** START OF Entries shown **

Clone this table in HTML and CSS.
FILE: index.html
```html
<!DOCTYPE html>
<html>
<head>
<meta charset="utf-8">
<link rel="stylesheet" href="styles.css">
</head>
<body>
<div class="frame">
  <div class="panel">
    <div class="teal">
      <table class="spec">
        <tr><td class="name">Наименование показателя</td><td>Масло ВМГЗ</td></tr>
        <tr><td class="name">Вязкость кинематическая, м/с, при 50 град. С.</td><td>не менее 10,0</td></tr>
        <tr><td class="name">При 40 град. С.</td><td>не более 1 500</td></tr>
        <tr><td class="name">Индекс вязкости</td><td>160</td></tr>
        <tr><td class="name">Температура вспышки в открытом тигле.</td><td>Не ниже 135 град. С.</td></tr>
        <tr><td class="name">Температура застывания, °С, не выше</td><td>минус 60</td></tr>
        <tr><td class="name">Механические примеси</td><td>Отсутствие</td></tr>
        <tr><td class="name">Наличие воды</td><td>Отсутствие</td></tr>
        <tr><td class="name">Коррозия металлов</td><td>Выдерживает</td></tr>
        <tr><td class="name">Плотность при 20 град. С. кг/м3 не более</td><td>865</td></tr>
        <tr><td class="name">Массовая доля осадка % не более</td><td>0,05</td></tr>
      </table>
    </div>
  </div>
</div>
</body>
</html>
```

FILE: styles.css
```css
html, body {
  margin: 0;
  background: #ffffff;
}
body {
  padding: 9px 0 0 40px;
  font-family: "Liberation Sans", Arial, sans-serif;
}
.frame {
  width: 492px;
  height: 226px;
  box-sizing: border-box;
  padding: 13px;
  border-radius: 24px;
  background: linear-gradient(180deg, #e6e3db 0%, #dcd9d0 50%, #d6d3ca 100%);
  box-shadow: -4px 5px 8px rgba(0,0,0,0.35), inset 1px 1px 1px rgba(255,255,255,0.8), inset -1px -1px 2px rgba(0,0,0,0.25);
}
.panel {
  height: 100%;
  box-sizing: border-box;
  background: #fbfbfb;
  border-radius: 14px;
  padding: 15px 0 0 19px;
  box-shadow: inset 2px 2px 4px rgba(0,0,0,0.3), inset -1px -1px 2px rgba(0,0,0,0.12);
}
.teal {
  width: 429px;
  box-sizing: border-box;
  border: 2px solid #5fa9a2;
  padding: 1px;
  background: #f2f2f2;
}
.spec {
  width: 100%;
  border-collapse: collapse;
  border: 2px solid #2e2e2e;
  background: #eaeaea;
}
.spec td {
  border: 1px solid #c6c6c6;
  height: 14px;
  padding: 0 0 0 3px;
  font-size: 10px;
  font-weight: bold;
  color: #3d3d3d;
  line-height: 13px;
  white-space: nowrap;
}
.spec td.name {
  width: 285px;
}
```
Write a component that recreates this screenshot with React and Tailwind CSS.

** END OF Entries shown **

| What you need to do |
Without leaving anything out, give the entries again exactly.

| Exercise answer |
Clone this table in HTML and CSS.
FILE: index.html
```html
<!DOCTYPE html>
<html>
<head>
<meta charset="utf-8">
<link rel="stylesheet" href="styles.css">
</head>
<body>
<div class="frame">
  <div class="panel">
    <div class="teal">
      <table class="spec">
        <tr><td class="name">Наименование показателя</td><td>Масло ВМГЗ</td></tr>
        <tr><td class="name">Вязкость кинематическая, м/с, при 50 град. С.</td><td>не менее 10,0</td></tr>
        <tr><td class="name">При 40 град. С.</td><td>не более 1 500</td></tr>
        <tr><td class="name">Индекс вязкости</td><td>160</td></tr>
        <tr><td class="name">Температура вспышки в открытом тигле.</td><td>Не ниже 135 град. С.</td></tr>
        <tr><td class="name">Температура застывания, °С, не выше</td><td>минус 60</td></tr>
        <tr><td class="name">Механические примеси</td><td>Отсутствие</td></tr>
        <tr><td class="name">Наличие воды</td><td>Отсутствие</td></tr>
        <tr><td class="name">Коррозия металлов</td><td>Выдерживает</td></tr>
        <tr><td class="name">Плотность при 20 град. С. кг/м3 не более</td><td>865</td></tr>
        <tr><td class="name">Массовая доля осадка % не более</td><td>0,05</td></tr>
      </table>
    </div>
  </div>
</div>
</body>
</html>
```

FILE: styles.css
```css
html, body {
  margin: 0;
  background: #ffffff;
}
body {
  padding: 9px 0 0 40px;
  font-family: "Liberation Sans", Arial, sans-serif;
}
.frame {
  width: 492px;
  height: 226px;
  box-sizing: border-box;
  padding: 13px;
  border-radius: 24px;
  background: linear-gradient(180deg, #e6e3db 0%, #dcd9d0 50%, #d6d3ca 100%);
  box-shadow: -4px 5px 8px rgba(0,0,0,0.35), inset 1px 1px 1px rgba(255,255,255,0.8), inset -1px -1px 2px rgba(0,0,0,0.25);
}
.panel {
  height: 100%;
  box-sizing: border-box;
  background: #fbfbfb;
  border-radius: 14px;
  padding: 15px 0 0 19px;
  box-shadow: inset 2px 2px 4px rgba(0,0,0,0.3), inset -1px -1px 2px rgba(0,0,0,0.12);
}
.teal {
  width: 429px;
  box-sizing: border-box;
  border: 2px solid #5fa9a2;
  padding: 1px;
  background: #f2f2f2;
}
.spec {
  width: 100%;
  border-collapse: collapse;
  border: 2px solid #2e2e2e;
  background: #eaeaea;
}
.spec td {
  border: 1px solid #c6c6c6;
  height: 14px;
  padding: 0 0 0 3px;
  font-size: 10px;
  font-weight: bold;
  color: #3d3d3d;
  line-height: 13px;
  white-space: nowrap;
}
.spec td.name {
  width: 285px;
}
```
Write a component that recreates this screenshot with React and Tailwind CSS.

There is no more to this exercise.